TASK OBJECTIVE
Everything from the first line of the data through the line with "pl-[17px] pt-[26px] box-content" is to be echoed exactly, minus the pictures.

DATASET CONTENT

..........

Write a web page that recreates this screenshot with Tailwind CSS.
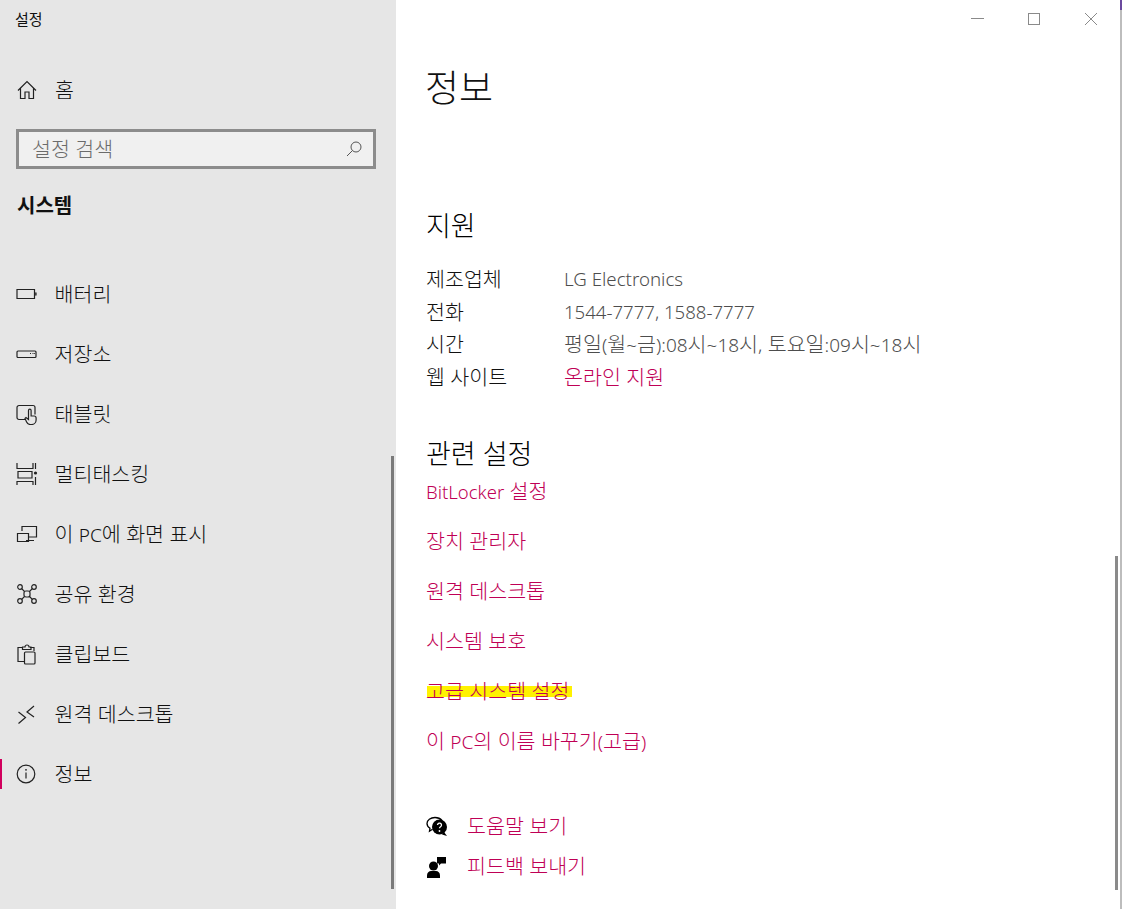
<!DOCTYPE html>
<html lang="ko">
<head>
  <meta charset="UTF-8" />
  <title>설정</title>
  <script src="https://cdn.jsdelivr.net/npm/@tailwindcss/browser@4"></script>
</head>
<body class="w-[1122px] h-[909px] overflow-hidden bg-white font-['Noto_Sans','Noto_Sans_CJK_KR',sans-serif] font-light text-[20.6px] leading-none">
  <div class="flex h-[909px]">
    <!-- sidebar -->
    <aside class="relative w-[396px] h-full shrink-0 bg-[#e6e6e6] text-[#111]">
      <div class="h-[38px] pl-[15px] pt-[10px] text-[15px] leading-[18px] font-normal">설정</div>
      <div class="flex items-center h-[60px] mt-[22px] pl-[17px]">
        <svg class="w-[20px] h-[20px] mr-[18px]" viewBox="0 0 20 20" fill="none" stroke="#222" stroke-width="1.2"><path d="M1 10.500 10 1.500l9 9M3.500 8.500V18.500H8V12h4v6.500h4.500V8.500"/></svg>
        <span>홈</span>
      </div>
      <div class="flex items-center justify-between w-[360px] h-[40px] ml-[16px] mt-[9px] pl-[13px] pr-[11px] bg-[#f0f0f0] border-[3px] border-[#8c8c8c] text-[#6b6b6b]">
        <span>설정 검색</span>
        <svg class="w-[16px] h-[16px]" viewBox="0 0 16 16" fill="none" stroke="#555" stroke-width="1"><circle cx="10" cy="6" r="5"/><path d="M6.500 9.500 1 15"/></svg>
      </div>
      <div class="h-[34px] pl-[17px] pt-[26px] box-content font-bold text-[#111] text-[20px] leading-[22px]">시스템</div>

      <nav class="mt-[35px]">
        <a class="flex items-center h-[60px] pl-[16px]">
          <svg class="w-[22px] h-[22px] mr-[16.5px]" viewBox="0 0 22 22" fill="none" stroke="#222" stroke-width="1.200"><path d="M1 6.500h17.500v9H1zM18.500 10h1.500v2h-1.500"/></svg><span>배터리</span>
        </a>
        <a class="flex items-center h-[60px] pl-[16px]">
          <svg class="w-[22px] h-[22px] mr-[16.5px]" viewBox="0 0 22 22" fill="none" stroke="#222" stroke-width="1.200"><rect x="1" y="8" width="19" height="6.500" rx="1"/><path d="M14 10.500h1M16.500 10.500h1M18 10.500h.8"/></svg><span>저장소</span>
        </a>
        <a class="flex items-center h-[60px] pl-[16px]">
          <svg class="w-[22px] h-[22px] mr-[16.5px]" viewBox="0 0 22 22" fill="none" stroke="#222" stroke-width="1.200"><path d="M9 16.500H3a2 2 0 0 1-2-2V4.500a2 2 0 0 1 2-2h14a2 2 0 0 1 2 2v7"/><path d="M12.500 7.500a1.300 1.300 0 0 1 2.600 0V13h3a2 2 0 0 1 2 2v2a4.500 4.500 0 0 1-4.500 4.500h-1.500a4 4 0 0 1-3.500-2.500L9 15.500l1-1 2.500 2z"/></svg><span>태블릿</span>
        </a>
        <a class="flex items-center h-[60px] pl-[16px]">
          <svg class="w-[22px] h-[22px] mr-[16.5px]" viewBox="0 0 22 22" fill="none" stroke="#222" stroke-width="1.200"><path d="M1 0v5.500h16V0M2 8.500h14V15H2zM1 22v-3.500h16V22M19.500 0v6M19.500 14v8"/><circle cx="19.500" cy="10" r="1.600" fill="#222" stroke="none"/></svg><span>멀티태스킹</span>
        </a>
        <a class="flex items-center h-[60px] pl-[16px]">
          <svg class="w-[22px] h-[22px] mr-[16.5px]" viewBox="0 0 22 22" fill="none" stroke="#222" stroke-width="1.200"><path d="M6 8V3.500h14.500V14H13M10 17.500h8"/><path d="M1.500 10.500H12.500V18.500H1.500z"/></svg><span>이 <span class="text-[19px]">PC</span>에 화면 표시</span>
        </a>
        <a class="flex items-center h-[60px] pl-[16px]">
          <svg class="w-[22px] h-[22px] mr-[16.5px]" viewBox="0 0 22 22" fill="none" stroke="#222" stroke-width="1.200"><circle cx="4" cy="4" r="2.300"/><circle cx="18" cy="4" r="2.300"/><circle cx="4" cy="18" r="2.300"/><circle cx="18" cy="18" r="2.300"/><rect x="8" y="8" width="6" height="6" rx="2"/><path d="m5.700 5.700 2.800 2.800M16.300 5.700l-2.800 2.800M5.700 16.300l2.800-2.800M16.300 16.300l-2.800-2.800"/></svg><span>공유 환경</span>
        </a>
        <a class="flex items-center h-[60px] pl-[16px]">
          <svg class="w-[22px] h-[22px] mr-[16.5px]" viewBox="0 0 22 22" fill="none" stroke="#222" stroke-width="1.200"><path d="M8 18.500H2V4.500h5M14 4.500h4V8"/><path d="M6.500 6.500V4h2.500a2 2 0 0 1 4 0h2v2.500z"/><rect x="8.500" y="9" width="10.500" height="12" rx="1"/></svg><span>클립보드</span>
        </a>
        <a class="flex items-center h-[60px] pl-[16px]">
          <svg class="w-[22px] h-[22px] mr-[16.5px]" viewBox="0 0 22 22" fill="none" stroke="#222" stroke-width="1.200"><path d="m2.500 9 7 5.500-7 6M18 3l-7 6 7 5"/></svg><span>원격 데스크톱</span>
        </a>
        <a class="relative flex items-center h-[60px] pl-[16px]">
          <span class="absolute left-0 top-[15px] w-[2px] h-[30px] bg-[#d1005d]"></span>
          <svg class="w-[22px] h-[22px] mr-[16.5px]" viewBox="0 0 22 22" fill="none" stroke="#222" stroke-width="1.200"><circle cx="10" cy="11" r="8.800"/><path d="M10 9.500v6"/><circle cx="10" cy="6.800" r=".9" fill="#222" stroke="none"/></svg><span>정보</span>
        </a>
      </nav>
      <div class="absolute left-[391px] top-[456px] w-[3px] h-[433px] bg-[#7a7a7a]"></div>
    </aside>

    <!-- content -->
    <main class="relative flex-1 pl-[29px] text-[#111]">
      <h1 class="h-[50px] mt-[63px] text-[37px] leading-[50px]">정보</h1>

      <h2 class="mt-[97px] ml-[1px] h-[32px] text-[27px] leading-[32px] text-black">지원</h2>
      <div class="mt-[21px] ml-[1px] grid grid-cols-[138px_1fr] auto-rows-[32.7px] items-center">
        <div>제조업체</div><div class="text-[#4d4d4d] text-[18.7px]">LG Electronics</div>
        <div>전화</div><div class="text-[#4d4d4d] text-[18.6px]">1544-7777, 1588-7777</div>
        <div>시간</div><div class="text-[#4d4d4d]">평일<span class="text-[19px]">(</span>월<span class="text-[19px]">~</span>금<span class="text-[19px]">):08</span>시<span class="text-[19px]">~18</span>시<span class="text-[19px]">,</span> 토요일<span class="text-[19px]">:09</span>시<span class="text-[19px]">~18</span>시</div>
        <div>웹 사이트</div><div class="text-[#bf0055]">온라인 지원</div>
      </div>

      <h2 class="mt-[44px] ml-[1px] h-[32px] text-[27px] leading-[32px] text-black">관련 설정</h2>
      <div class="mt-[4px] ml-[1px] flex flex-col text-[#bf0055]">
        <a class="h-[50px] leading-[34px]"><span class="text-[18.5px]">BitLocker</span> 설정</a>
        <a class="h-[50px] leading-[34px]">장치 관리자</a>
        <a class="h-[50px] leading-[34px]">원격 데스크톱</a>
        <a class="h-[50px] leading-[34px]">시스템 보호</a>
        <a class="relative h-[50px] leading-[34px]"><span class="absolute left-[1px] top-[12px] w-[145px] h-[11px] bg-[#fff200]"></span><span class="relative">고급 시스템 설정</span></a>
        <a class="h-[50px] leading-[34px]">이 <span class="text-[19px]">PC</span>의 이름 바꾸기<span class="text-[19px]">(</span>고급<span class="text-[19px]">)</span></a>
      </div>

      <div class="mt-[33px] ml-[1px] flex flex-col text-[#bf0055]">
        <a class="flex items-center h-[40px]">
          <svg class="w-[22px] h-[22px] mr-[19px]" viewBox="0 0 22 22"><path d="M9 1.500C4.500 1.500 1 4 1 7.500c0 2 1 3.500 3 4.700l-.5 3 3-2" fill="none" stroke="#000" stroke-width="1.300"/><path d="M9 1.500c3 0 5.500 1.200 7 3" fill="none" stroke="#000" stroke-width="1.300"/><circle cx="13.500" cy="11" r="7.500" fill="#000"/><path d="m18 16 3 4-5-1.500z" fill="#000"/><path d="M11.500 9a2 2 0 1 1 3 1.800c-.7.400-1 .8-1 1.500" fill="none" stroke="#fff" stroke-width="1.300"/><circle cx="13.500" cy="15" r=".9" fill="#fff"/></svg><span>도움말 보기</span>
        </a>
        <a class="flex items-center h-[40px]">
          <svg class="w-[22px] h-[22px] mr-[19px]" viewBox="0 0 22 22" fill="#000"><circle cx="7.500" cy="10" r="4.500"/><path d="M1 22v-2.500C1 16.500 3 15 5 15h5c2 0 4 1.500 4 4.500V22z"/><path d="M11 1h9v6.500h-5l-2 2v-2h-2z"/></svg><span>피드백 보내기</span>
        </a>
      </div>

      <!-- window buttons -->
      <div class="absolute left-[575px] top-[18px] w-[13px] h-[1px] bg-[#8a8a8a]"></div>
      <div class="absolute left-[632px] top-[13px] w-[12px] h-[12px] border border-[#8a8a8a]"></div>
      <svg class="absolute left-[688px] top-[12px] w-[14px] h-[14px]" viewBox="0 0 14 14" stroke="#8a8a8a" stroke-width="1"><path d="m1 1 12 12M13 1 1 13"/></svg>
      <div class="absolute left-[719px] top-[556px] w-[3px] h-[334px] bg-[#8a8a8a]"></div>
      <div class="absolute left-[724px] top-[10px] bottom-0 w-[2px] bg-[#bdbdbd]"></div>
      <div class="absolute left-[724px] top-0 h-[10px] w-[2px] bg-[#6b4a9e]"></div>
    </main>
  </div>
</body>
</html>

..........

FULL OUTPUT
Write a web page that recreates this screenshot with Tailwind CSS.
<!DOCTYPE html>
<html lang="ko">
<head>
  <meta charset="UTF-8" />
  <title>설정</title>
  <script src="https://cdn.jsdelivr.net/npm/@tailwindcss/browser@4"></script>
</head>
<body class="w-[1122px] h-[909px] overflow-hidden bg-white font-['Noto_Sans','Noto_Sans_CJK_KR',sans-serif] font-light text-[20.6px] leading-none">
  <div class="flex h-[909px]">
    <!-- sidebar -->
    <aside class="relative w-[396px] h-full shrink-0 bg-[#e6e6e6] text-[#111]">
      <div class="h-[38px] pl-[15px] pt-[10px] text-[15px] leading-[18px] font-normal">설정</div>
      <div class="flex items-center h-[60px] mt-[22px] pl-[17px]">
        <svg class="w-[20px] h-[20px] mr-[18px]" viewBox="0 0 20 20" fill="none" stroke="#222" stroke-width="1.2"><path d="M1 10.500 10 1.500l9 9M3.500 8.500V18.500H8V12h4v6.500h4.500V8.500"/></svg>
        <span>홈</span>
      </div>
      <div class="flex items-center justify-between w-[360px] h-[40px] ml-[16px] mt-[9px] pl-[13px] pr-[11px] bg-[#f0f0f0] border-[3px] border-[#8c8c8c] text-[#6b6b6b]">
        <span>설정 검색</span>
        <svg class="w-[16px] h-[16px]" viewBox="0 0 16 16" fill="none" stroke="#555" stroke-width="1"><circle cx="10" cy="6" r="5"/><path d="M6.500 9.500 1 15"/></svg>
      </div>
      <div class="h-[34px] pl-[17px] pt-[26px] box-content font-bold text-[#111] text-[20px] leading-[22px]">시스템</div>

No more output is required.